Background information
- Born: July 6, 1948 (age 78)
- Origin: São Paulo, SP Brazil
- Genres: Psychedelic rock, piano rock, progressive rock, tropicalismo, experimental
- Occupations: Singer-songwriter, musician, painter, producer
- Instruments: Piano, vocals, organ, synthesizer, bass guitar, guitar, drums, cello, clavinet
- Years active: 1966–present
- Website: www.arnaldobaptista.com.br

= Arnaldo Baptista =

Brazilian rock musician and composer

Arnaldo Dias Baptista (/pt/, born July 6, 1948) is a Brazilian rock musician and composer.

==Biography==
Born to pianist, Clarisse Leite, and poet, César Dias Baptista, Baptista studied classical piano from 1955 to 1959, double bass from 1962 to 1963, and acoustic guitar from 1963 to 1965. In 1966 he formed the influential Os Mutantes band with his brother Sérgio Dias and Rita Lee, where he played bass guitar, keyboards and sang. Baptista left the band in 1973 due to disagreements with the other members of the band and the excessive use of LSD, of which he had been hospitalized for. In 1974 he tried to work as a musical producer, with no success. This motivated him to try a solo career, and in the same year, he released the album Lóki?, which is considered his best work by some critics.

Baptista recorded two albums with the band Patrulha do Espaço between 1977 and 1978, and later resumed his solo career. In 2006, Os Mutantes reunited without Rita Lee, and Baptista played with his brother Sérgio and drummer Dinho Leme 33 years after originally leaving the band. In 2007 Baptista left the band again to pursue personal projects.

Baptista currently lives with his wife, Lucinha Barbosa, in the city of Juiz de Fora, where he spends most of his time painting, singing and writing songs.

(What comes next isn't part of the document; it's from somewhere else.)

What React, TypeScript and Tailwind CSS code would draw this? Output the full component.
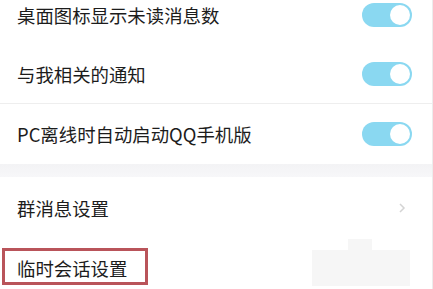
function Toggle() {
  return (
    <div className="relative h-[24px] w-[50px] rounded-full bg-[#8ad8f1]">
      <div className="absolute right-[2px] top-[2px] h-[20px] w-[20px] rounded-full bg-white" />
    </div>
  );
}

function Row({ label, right, className = '' }: { label: React.ReactNode; right?: React.ReactNode; className?: string }) {
  return (
    <div className={`flex items-center justify-between pl-[17px] pr-[20px] ${className}`}>
      <span className="text-[18.4px] leading-none text-[#1c1c1c]">{label}</span>
      {right}
    </div>
  );
}

export default function App() {
  return (
    <div
      className="relative h-[289px] w-[433px] overflow-hidden bg-white"
      style={{ fontFamily: '"Noto Sans CJK SC", "Noto Sans", sans-serif' }}
    >
      <div className="flex h-full flex-col border-r border-[#ececec]">
        <Row className="-mt-[15px] h-[60px] shrink-0" label="桌面图标显示未读消息数" right={<Toggle />} />
        <Row className="h-[58px] shrink-0" label="与我相关的通知" right={<Toggle />} />
        <div className="h-px shrink-0 bg-[#eeeeee]" />
        <Row className="h-[60px] shrink-0" label="PC离线时自动启动QQ手机版" right={<Toggle />} />
        <div className="h-[13px] shrink-0 bg-gradient-to-b from-[#f3f3f5] to-[#f7f7f9]" />
        <Row
          className="h-[62px] shrink-0"
          label="群消息设置"
          right={
            <svg width="8" height="12" viewBox="0 0 8 12" className="mr-[6px]">
              <path d="M2 2l4 4-4 4" fill="none" stroke="#d4d4d4" strokeWidth="1.5" />
            </svg>
          }
        />
        <div className="relative h-[58px] shrink-0">
          <div className="absolute left-[2px] top-[9px] h-[37px] w-[146px] border-[3px] border-[#b9545a]" />
          <Row className="h-full" label="临时会话设置" />
          <div className="absolute left-[312px] top-[11px] h-[36px] w-[98px] bg-[#f6f6f6]" />
          <div className="absolute left-[348px] top-[0px] h-[14px] w-[24px] bg-[#f6f6f6]" />
        </div>
      </div>
    </div>
  );
}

He is a vegetarian.

==Discography==
- With Os Mutantes
- 1968: Os Mutantes
- 1969: Mutantes
- 1970: A Divina Comédia ou Ando Meio Desligado
- 1971: Jardim Elétrico
- 1972: Mutantes e Seus Cometas no País do Baurets
- 1992: O A e o Z (recorded in 1973)
- 2000: Tecnicolor (recorded in 1970)
- 2006: Mutantes Ao Vivo - Barbican Theatre, Londres 2006

- Solo
- 1974: Lóki?
- 1982: Singin' Alone
- 1987: Disco Voador
- 2004: Let It Bed
- 2013: Shining Alone – Ao Vivo 1981 (recorded in 1981; digital distribution only)
- TBA: Esphera

- With Patrulha do Espaço
- 1988: Elo Perdido (recorded in 1977)
- 1988: Faremos uma Noitada Excelente (recorded in 1978)
- 2013: Elo Mais Que Perdido (recorded in 1977; digital distribution only)

- Tribute Albums
- 1989: Sanguinho Novo... Arnaldo Baptista Revisitado
- 1995: Onde É Que Está o Meu Rock and Roll?